Oh my, an abandoned land here. You know what, I have a wholly different feeling about my life, the place I'm staying and the time i spend now, since the starting of 2009.
It seems to me like it's going to end. No, it's the fact actually, that this is my last few months here, the last and only half a year's time before i fly to there for 4 years and then back to the same place..Hey, i thought to myself, i must be really missing the days I live here when I finally come back to Malaysia in 2013 - With a different me! Who can still remain unchanged when he comes to a foreign land for quite some time? Let's not say about the principle and one's belief, but the other aspects of life. The thoughts, the perspective. Even a person's attitude can change when he's growing at the same place. ( it does remind me of an english poem we once studied during secondary school.)
It's really hard to describe what kind of feelings I have recently. What's surprised me is, it's not at all a kind of emotional, sad thing to me. Everything around me now seems to become more precious than ever! I tend to appreciate and really live in the every moment in my school and home, reminded that I could see when this kind of life that i have adapted and lived comfortably in, ends. Subconsciously, I try to be really mindful even when I am bathing or sleeping or eating my food in my room. I'm not trying to grasp on anything, but to know it clearly that I really live through this college life. After years, I hope I can recall every wonderful moments now, and then i'll know I really live it! The results is, I think I'm happier with my life now and i tend to think less of those unnecessary! Just laugh as much as you can, just do whatever you want to do now, just say it out when you want to say so much! Why let regrets fill up your life? You know you have no way of turning back to experience once more.
The things we are worried so much now, be it the homework undone, the quiz tommorrow, the games you haven't played..don't you think that they are those where you'll find it not worthy to be mentioned at all when the time passes by? Who will bother to think or talk about a Physics test he failed when he is 25? Or a Counter Strike missed? A quote says," 80% of the things people worried is does not happen in the future." Sometimes you'll doubt that it's actually meaningless for you to have worried sth so much. It's NOT really meaningLESS! All the effort we spend is going to build the base of our future, BUT those matters, should never be a whole part of our life. So, like me, I'm blogging now though I'm yet to do the Chemistry 6B (what a good example..haha..) BUT, don't forget, I have already finished 50% of my homework ( Shall I say so? I'm not sure actually) Okay..erm, I have at least spent 2 hours doing homework in the afternoon! Some things can't be wait; I think..It's all about how we balance our life loh. hehe =)

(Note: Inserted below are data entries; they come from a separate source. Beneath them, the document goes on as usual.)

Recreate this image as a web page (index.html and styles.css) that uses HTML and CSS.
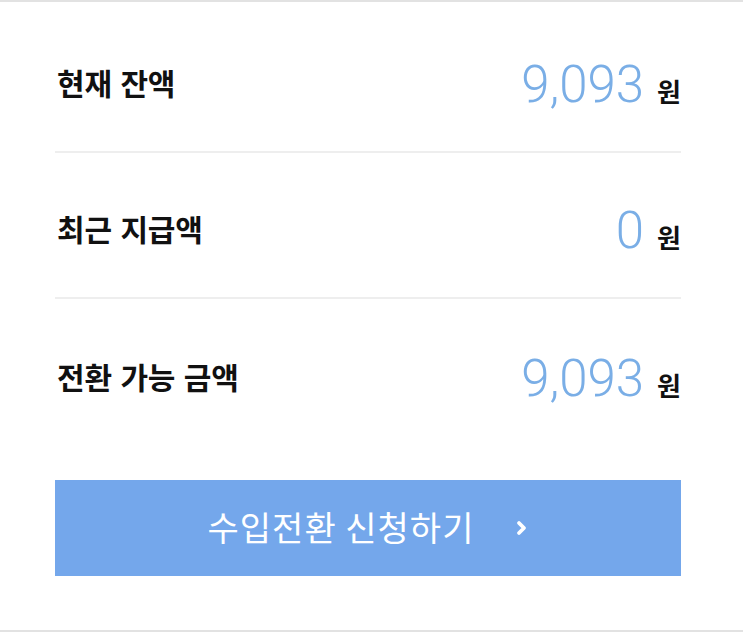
FILE: index.html
```html
<!DOCTYPE html>
<html>
<head>
    <title>수입전환</title>
    <link rel="stylesheet" href="styles.css">
</head>
<body>
    <div class="page">
        <div class="row first">
            <span class="label">현재 잔액</span>
            <span class="amount"><span class="num">9,093</span><span class="unit">원</span></span>
        </div>
        <div class="row second">
            <span class="label">최근 지급액</span>
            <span class="amount"><span class="num">0</span><span class="unit">원</span></span>
        </div>
        <div class="row last">
            <span class="label">전환 가능 금액</span>
            <span class="amount"><span class="num">9,093</span><span class="unit">원</span></span>
        </div>

        <button class="apply-btn">
            <span>수입전환 신청하기</span>
            <svg class="chevron" width="12" height="18" viewBox="0 0 12 18">
                <polyline points="3,4 8,9 3,14" fill="none" stroke="#fff" stroke-width="3.8" stroke-linecap="round" stroke-linejoin="round"/>
            </svg>
        </button>
    </div>
</body>
</html>
```

FILE: styles.css
```css
body {
    margin: 0;
    padding: 0;
    background-color: #fff;
    font-family: "Noto Sans CJK KR", "Noto Sans", sans-serif;
}

.page {
    height: 628px;
    border-top: 2px solid #e2e2e2;
    border-bottom: 2px solid #e2e2e2;
    padding: 0 62px 0 55px;
}

.row {
    height: 138px;
    padding-top: 8px;
    display: flex;
    align-items: center;
    justify-content: space-between;
    border-bottom: 2px solid #eeeeee;
}

.row.first {
    padding-top: 11px;
}

.row.second {
    padding-top: 6px;
}

.row.last {
    border-bottom: none;
}

.label {
    font-size: 30px;
    font-weight: 700;
    color: #111;
    letter-spacing: -0.2px;
    word-spacing: 2px;
    margin-left: 2px;
}

.amount {
    display: flex;
    align-items: baseline;
    margin-top: 4px;
}

.num {
    font-family: Roboto, "Liberation Sans", sans-serif;
    font-weight: 300;
    font-size: 51px;
    color: #7aaee6;
}

.unit {
    font-size: 26px;
    font-weight: 700;
    color: #111;
    margin-left: 13px;
}

.apply-btn {
    display: flex;
    align-items: center;
    justify-content: center;
    gap: 42px;
    width: 100%;
    height: 96px;
    margin-top: 35px;
    border: none;
    background-color: #74a7eb;
    color: #fff;
    font-family: "Noto Sans CJK KR", sans-serif;
    font-size: 34px;
    font-weight: 400;
    letter-spacing: 1px;
    padding: 0 0 4px 0;
}

.chevron {
    margin-top: 4px;
}
```
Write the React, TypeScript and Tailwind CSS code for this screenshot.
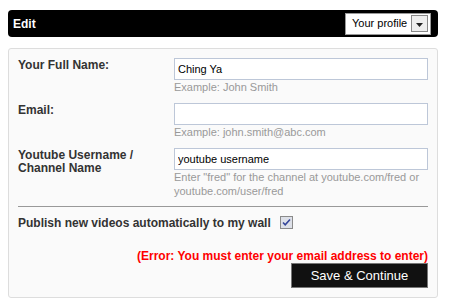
import { useState } from 'react';

const font = { fontFamily: '"Liberation Sans", Arial, sans-serif' };

function Field({
  label,
  value,
  onChange,
  hint,
}: {
  label: React.ReactNode;
  value: string;
  onChange: (v: string) => void;
  hint: React.ReactNode;
}) {
  return (
    <div className="grid grid-cols-[156px_1fr] mb-[9px]">
      <label className="text-[12px] leading-[13px] pt-[1px] font-bold text-[#333]">{label}</label>
      <div>
        <input
          value={value}
          onChange={(e) => onChange(e.target.value)}
          className="block w-full h-[22px] px-[3px] border border-[#bdc7d8] bg-white text-[11px] text-black outline-none"
        />
        <div className="text-[11px] leading-[14px] text-[#999]">{hint}</div>
      </div>
    </div>
  );
}

export default function App() {
  const [name, setName] = useState('Ching Ya');
  const [email, setEmail] = useState('');
  const [youtube, setYoutube] = useState('youtube username');
  const [publish, setPublish] = useState(true);

  return (
    <div className="w-[449px] h-[307px] bg-white pt-[10px]" style={font}>
      {/* Header */}
      <div className="ml-[8px] w-[430px] h-[27px] bg-black rounded-[4px] flex items-center justify-between pl-[5px] pr-[7px]">
        <span className="text-white font-bold text-[12px]">Edit</span>
        <div className="w-[86px] h-[22px] bg-white border border-[#999] flex items-center justify-between pl-[6px] pr-[2px]">
          <span className="text-[11px] text-black">Your profile</span>
          <span className="w-[17px] h-[17px] border border-[#888] bg-[#eee] flex items-end justify-center pb-[4px]">
            <svg width="7" height="4" viewBox="0 0 7 4">
              <path d="M0 0h7L3.5 4z" fill="#222" />
            </svg>
          </span>
        </div>
      </div>

      {/* Form panel */}
      <div className="ml-[8px] mt-[11px] w-[430px] border border-[#dddddd] rounded-[3px] bg-[#fafafa] px-[9px] pt-[9px] pb-[9px]">
        <Field label="Your Full Name:" value={name} onChange={setName} hint="Example: John Smith" />
        <Field label="Email:" value={email} onChange={setEmail} hint="Example: john.smith@abc.com" />
        <Field
          label={
            <>
              Youtube Username /<br />
              Channel Name
            </>
          }
          value={youtube}
          onChange={setYoutube}
          hint='Enter "fred" for the channel at youtube.com/fred or youtube.com/user/fred'
        />

        <div className="-mt-[1px] border-t border-[#999]" />

        <div className="mt-[9px] flex items-center h-[13px]">
          <span className="text-[12px] font-bold text-[#333]">Publish new videos automatically to my wall</span>
          <button
            onClick={() => setPublish(!publish)}
            className="ml-[9px] w-[13px] h-[13px] border border-[#8a8a8a] bg-[#dde0e8] flex items-center justify-center"
          >
            {publish && (
              <svg width="9" height="9" viewBox="0 0 9 9">
                <path d="M1 4.5l2.2 2.3L8 1.5" stroke="#34459a" strokeWidth="1.6" fill="none" />
              </svg>
            )}
          </button>
        </div>

        <div className="mt-[21px] text-right text-[12px] leading-[13px] font-bold text-[#ff0000]">
          (Error: You must enter your email address to enter)
        </div>

        <div className="flex justify-end">
          <button className="w-[137px] h-[25px] bg-[#111] border border-[#777] text-white text-[13px]">
            Save &amp; Continue
          </button>
        </div>
      </div>
    </div>
  );
}
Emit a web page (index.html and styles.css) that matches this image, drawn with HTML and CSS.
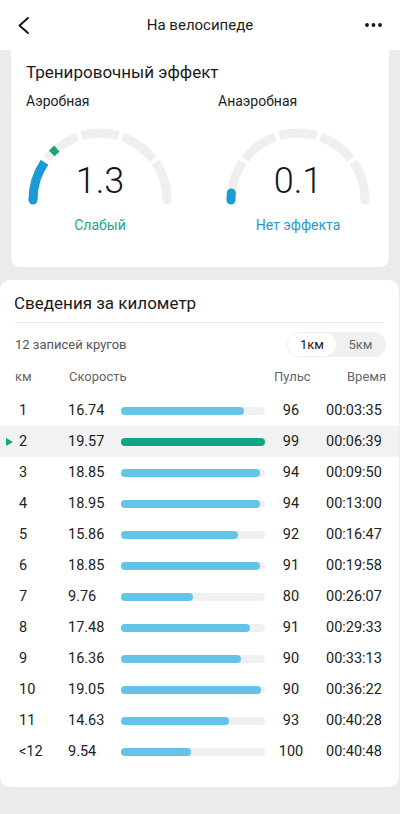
FILE: index.html
```html
<!DOCTYPE html>
<html lang="ru">
<head>
<meta charset="utf-8">
<title>На велосипеде</title>
<link rel="stylesheet" href="styles.css">
</head>
<body>
<header class="topbar">
  <svg class="icon" width="24" height="24" viewBox="0 0 24 24"><path d="M16 5 L7.5 12.5 L16 20" fill="none" stroke="#111" stroke-width="1.9" stroke-linecap="round" stroke-linejoin="round"/></svg>
  <div class="topbar-title">На велосипеде</div>
  <svg class="icon" width="24" height="24" viewBox="0 0 24 24"><circle cx="3" cy="12" r="1.9" fill="#111"/><circle cx="9.5" cy="12" r="1.9" fill="#111"/><circle cx="16" cy="12" r="1.9" fill="#111"/></svg>
</header>

<section class="card effect">
  <h2 class="card-title">Тренировочный эффект</h2>
  <div class="gauges">
    <div class="gauge-col">
      <div class="gauge-label">Аэробная</div>
      <div class="gauge gauge-left">
        <svg width="160" height="84" viewBox="0 0 160 84">
          <g fill="none" stroke="#efefef" stroke-width="9">
            <path d="M13 75 A67 67 0 0 1 24.58 37.34"/>
            <path d="M27.06 33.94 A67 67 0 0 1 57.30 11.96"/>
            <path d="M61.31 10.66 A67 67 0 0 1 98.69 10.66"/>
            <path d="M102.70 11.96 A67 67 0 0 1 132.94 33.94"/>
            <path d="M135.42 37.34 A67 67 0 0 1 147 75"/>
          </g>
          <circle cx="147" cy="75" r="4.5" fill="#efefef"/>
          <path d="M13 75 A67 67 0 0 1 24.58 37.34" fill="none" stroke="#1b9ad6" stroke-width="9"/>
          <circle cx="13" cy="75" r="4.5" fill="#1b9ad6"/>
          <path d="M31.81 28.45 A67 67 0 0 1 36.93 23.68" fill="none" stroke="#15a57f" stroke-width="8"/>
        </svg>
        <div class="gauge-value">1.3</div>
        <div class="gauge-status status-green">Слабый</div>
      </div>
    </div>
    <div class="gauge-col">
      <div class="gauge-label">Анаэробная</div>
      <div class="gauge gauge-right">
        <svg width="160" height="84" viewBox="0 0 160 84">
          <g fill="none" stroke="#efefef" stroke-width="9">
            <path d="M13 75 A67 67 0 0 1 24.58 37.34"/>
            <path d="M27.06 33.94 A67 67 0 0 1 57.30 11.96"/>
            <path d="M61.31 10.66 A67 67 0 0 1 98.69 10.66"/>
            <path d="M102.70 11.96 A67 67 0 0 1 132.94 33.94"/>
            <path d="M135.42 37.34 A67 67 0 0 1 147 75"/>
          </g>
          <circle cx="13" cy="75" r="4.5" fill="#efefef"/>
          <circle cx="147" cy="75" r="4.5" fill="#efefef"/>
          <path d="M13 75 A67 67 0 0 1 13.37 68" fill="none" stroke="#1b9ad6" stroke-width="9" stroke-linecap="round"/>
        </svg>
        <div class="gauge-value">0.1</div>
        <div class="gauge-status status-blue">Нет эффекта</div>
      </div>
    </div>
  </div>
</section>

<section class="card km">
  <h2 class="card-title">Сведения за километр</h2>
  <div class="divider"></div>
  <div class="toolbar">
    <span class="laps">12 записей кругов</span>
    <div class="toggle">
      <span class="toggle-item active">1км</span>
      <span class="toggle-item">5км</span>
    </div>
  </div>
  <div class="thead">
    <span class="th-km">км</span>
    <span class="th-speed">Скорость</span>
    <span class="th-pulse">Пульс</span>
    <span class="th-time">Время</span>
  </div>
  <div class="rows">
    <div class="row"><span class="mark"></span><span>1</span><span>16.74</span><span class="bar"><span class="fill" style="width:85.54%"></span></span><span class="pulse">96</span><span class="time">00:03:35</span></div>
    <div class="row current"><span class="mark"><i class="tri"></i></span><span>2</span><span>19.57</span><span class="bar"><span class="fill" style="width:100%"></span></span><span class="pulse">99</span><span class="time">00:06:39</span></div>
    <div class="row"><span class="mark"></span><span>3</span><span>18.85</span><span class="bar"><span class="fill" style="width:96.32%"></span></span><span class="pulse">94</span><span class="time">00:09:50</span></div>
    <div class="row"><span class="mark"></span><span>4</span><span>18.95</span><span class="bar"><span class="fill" style="width:96.83%"></span></span><span class="pulse">94</span><span class="time">00:13:00</span></div>
    <div class="row"><span class="mark"></span><span>5</span><span>15.86</span><span class="bar"><span class="fill" style="width:81.04%"></span></span><span class="pulse">92</span><span class="time">00:16:47</span></div>
    <div class="row"><span class="mark"></span><span>6</span><span>18.85</span><span class="bar"><span class="fill" style="width:96.32%"></span></span><span class="pulse">91</span><span class="time">00:19:58</span></div>
    <div class="row"><span class="mark"></span><span>7</span><span>9.76</span><span class="bar"><span class="fill" style="width:49.87%"></span></span><span class="pulse">80</span><span class="time">00:26:07</span></div>
    <div class="row"><span class="mark"></span><span>8</span><span>17.48</span><span class="bar"><span class="fill" style="width:89.32%"></span></span><span class="pulse">91</span><span class="time">00:29:33</span></div>
    <div class="row"><span class="mark"></span><span>9</span><span>16.36</span><span class="bar"><span class="fill" style="width:83.6%"></span></span><span class="pulse">90</span><span class="time">00:33:13</span></div>
    <div class="row"><span class="mark"></span><span>10</span><span>19.05</span><span class="bar"><span class="fill" style="width:97.34%"></span></span><span class="pulse">90</span><span class="time">00:36:22</span></div>
    <div class="row"><span class="mark"></span><span>11</span><span>14.63</span><span class="bar"><span class="fill" style="width:74.76%"></span></span><span class="pulse">93</span><span class="time">00:40:28</span></div>
    <div class="row"><span class="mark"></span><span>&lt;12</span><span>9.54</span><span class="bar"><span class="fill" style="width:48.75%"></span></span><span class="pulse">100</span><span class="time">00:40:48</span></div>
  </div>
</section>
</body>
</html>
```
FILE: styles.css
```css
* { box-sizing: border-box; }
html, body { margin: 0; padding: 0; }
body {
  width: 400px;
  min-height: 814px;
  background: #ebebee;
  font-family: Roboto, "Noto Sans", "Liberation Sans", sans-serif;
  color: #1c1c1c;
}
.topbar {
  height: 50px;
  background: #fff;
  display: flex;
  align-items: center;
  justify-content: space-between;
  padding: 0 12px;
}
.icon { display: block; }
.topbar-title { font-size: 15px; color: #1c1c1c; }

.card { background: #fff; }
.card-title {
  margin: 0;
  font-size: 17px;
  font-weight: 400;
  line-height: 22px;
  color: #1a1a1a;
}
.effect {
  margin: 0 11px;
  padding: 11px 15px 33px;
  border-radius: 0 0 9px 9px;
}
.gauges {
  display: grid;
  grid-template-columns: 192px 156px;
  margin-top: 9px;
}
.gauge-label { font-size: 14px; line-height: 18px; color: #222; }
.gauge {
  position: relative;
  width: 160px;
  margin-top: 15px;
}
.gauge svg { display: block; }
.gauge-left { margin-left: -6px; }
.gauge-value {
  position: absolute;
  left: 0; right: 0;
  top: 36px;
  text-align: center;
  font-size: 36px;
  font-weight: 300;
  line-height: 40px;
  color: #151515;
}
.gauge-status {
  margin-top: 7px;
  text-align: center;
  font-size: 14px;
  line-height: 18px;
}
.status-green { color: #24a487; }
.status-blue { color: #2298d0; }

.km {
  margin: 13px 1px 0 0;
  padding: 12px 0 20px;
  border-radius: 10px;
}
.km .card-title { padding-left: 14px; }
.divider {
  height: 1px;
  background: #ebebeb;
  margin: 8px 15px 0;
}
.toolbar {
  display: flex;
  align-items: center;
  justify-content: space-between;
  margin: 9px 13px 0 15px;
}
.laps { font-size: 13px; color: #555; }
.toggle {
  display: flex;
  align-items: center;
  height: 25px;
  width: 99px;
  padding: 1px;
  background: #f0f0f2;
  border-radius: 13px;
}
.toggle-item {
  flex: 1;
  height: 23px;
  line-height: 23px;
  text-align: center;
  font-size: 13px;
  color: #666;
  border-radius: 12px;
}
.toggle-item.active { background: #fff; color: #1a1a1a; flex: 0 0 48px; }

.thead {
  display: grid;
  grid-template-columns: 54px 1fr 73px 38px;
  margin: 11px 14px 0 15px;
  font-size: 13px;
  line-height: 18px;
  color: #666;
}
.th-pulse { padding-left: 0; }
.th-time { text-align: right; }

.rows { margin-top: 9px; }
.row {
  display: grid;
  grid-template-columns: 19px 49px 53px 144px 52px 1fr;
  align-items: center;
  height: 31px;
  font-size: 14.5px;
  color: #222;
}
.row.current { background: #f2f2f2; }
.mark { display: flex; align-items: center; }
.tri {
  display: block;
  margin-left: 6px;
  width: 0; height: 0;
  border-top: 4.5px solid transparent;
  border-bottom: 4.5px solid transparent;
  border-left: 7px solid #17a584;
}
.bar {
  display: block;
  height: 8px;
  background: #f0f0f0;
  border-radius: 4px;
}
.fill {
  display: block;
  height: 8px;
  background: #63c3e8;
  border-radius: 4px;
}
.current .fill { background: #12a583; }
.pulse { text-align: center; }
.time { padding-left: 9px; }
```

The time is running out! How many Saturdays I can spend with my grandparents before I fly off?? Why does it always move me to the point of tears no matter how many thousand times I encounter this question! I have always told myself, " Do something! Give them company! Don't regret next time!" But now I realised that, no matter how much I have done for them, especially my dear grandma and grandpa, I will still carry the regrets till the end of my life. Why? Their love is too deep that I could never repay them back fully! I once again come to this question when I paid a visit to the old folks' home last week during the one day trip.
On Monday, I went to another old folk's home in Klang. It's heart wrenching to see 30 senior citizens clustered in a very small indian old folks home. The rooms are small and there's a kind of unpleasant smell surrounding the house. It's merely a sleeping place for them! When we are distributing Ang paus for the old folks, I came to a room when a Chinese old man is alone sitting on the floor washing a cup. He's unaware that we're looking at him. seeing his hands are wet, I put the ang pau on the bed he's facing and wish him Happy Chinese New Year. He didn't take up my ang pau. Then only I come to know that he's blind. A feeling of sadness just overwhlemed me! I couldn't imagine that how would i feel if this pity man is my dear grandfather!!! I just my heart would just be broken into pieces when i come to this scence! I wish I could have save up part of the money for eating Secret Recipe cakes, watching movies in the cinema, going out with friends, etc etc and use the money to give them a better living environment! There are how many this kind of unfortunate or poor people living in an unseen corner,and now I have seen it, how should I pretend that life is a bed of roses for everyone here? How should you ignore helping the people in need when you have seen how needy they are?
The head of the old folks home told us that they need daily things like milo, susu, sugar, oil and washing powder and the donations are mostly welcome. 5 kg of milo might take months for me to finish it, but it's only sufficient for the house of old folks to last for maybe 1 week. Oh, don't waste even a drop of beverage if you can finish it!